Pakistan’s Solar Surge Eclipses Daytime LNG Demand, Rewrites Energy Security
Context and chronology
A regional shipping shock tightened global liquefied natural gas flows and sent prompt cargo prices higher, creating immediate supply stress for countries that rely on imports. Pakistan, however, saw a rapid, permissionless expansion of behind‑the‑meter and industrial rooftop solar that materially reduced midday grid demand and changed how the system absorbed that shock. Policy settings and low module prices combined to compress the deployment timescale: roughly 32 GW of distributed PV came online in about two years, concentrating economic impact in a narrow window when shipping risk and cheap panels coincided.
Scale and architecture of the buildout
Private commercial and industrial rooftops were the principal locus of growth, supported by permissive interconnection rules and streamlined permitting. Using the article’s assumptions (≈32 GW added and a 20% capacity factor), that fleet would produce on the order of 50–60 TWh annually—equivalent to a large share of recent national generation when averaged across a year—and most of that output is behind the meter, directly displacing daytime central‑station supply and the fuel it would have consumed.
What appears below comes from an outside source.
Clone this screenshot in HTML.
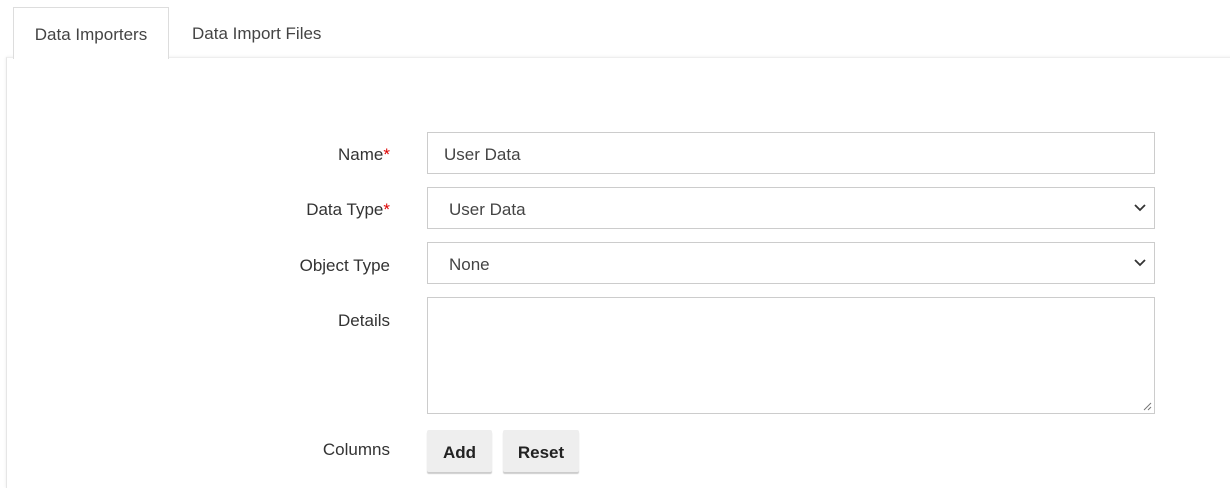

Operational and market consequences
Daytime grid demand fell significantly in clustered areas, forcing gas‑fired plants to cycle down and lowering their capacity factors; practical examples show multi‑gigawatt midday reductions translate into hundreds of millions of cubic feet of gas conserved over typical daylight stretches. That headroom allowed system operators to defer or renegotiate some LNG arrivals without triggering immediate rationing, reducing short‑term foreign‑exchange pressure. At the same time, rapid distributed PV lowered the predictability of daytime offtake, tilting near‑term bargaining power away from long‑term LNG buyers and toward flexible spot markets and hardware suppliers.
Macro ripple effects and policy friction
China’s oversupply of modules pushed global spot module prices down and, together with permissive policy in Pakistan, made decentralized deployment unusually attractive; broader reporting places annual renewables investment at roughly $625 billion in 2024, underscoring the scale of industry reallocation. Grid enhancers — reconductoring, dynamic line rating and targeted storage — amplified the value of new distributed solar by extracting more capacity from existing corridors and deferring costly transmission projects. Conversely, limited long‑duration storage, high battery import duties in some jurisdictions, and seasonal demand patterns mean that midday solar does not eliminate evening or seasonal reliance on flexible gas generation.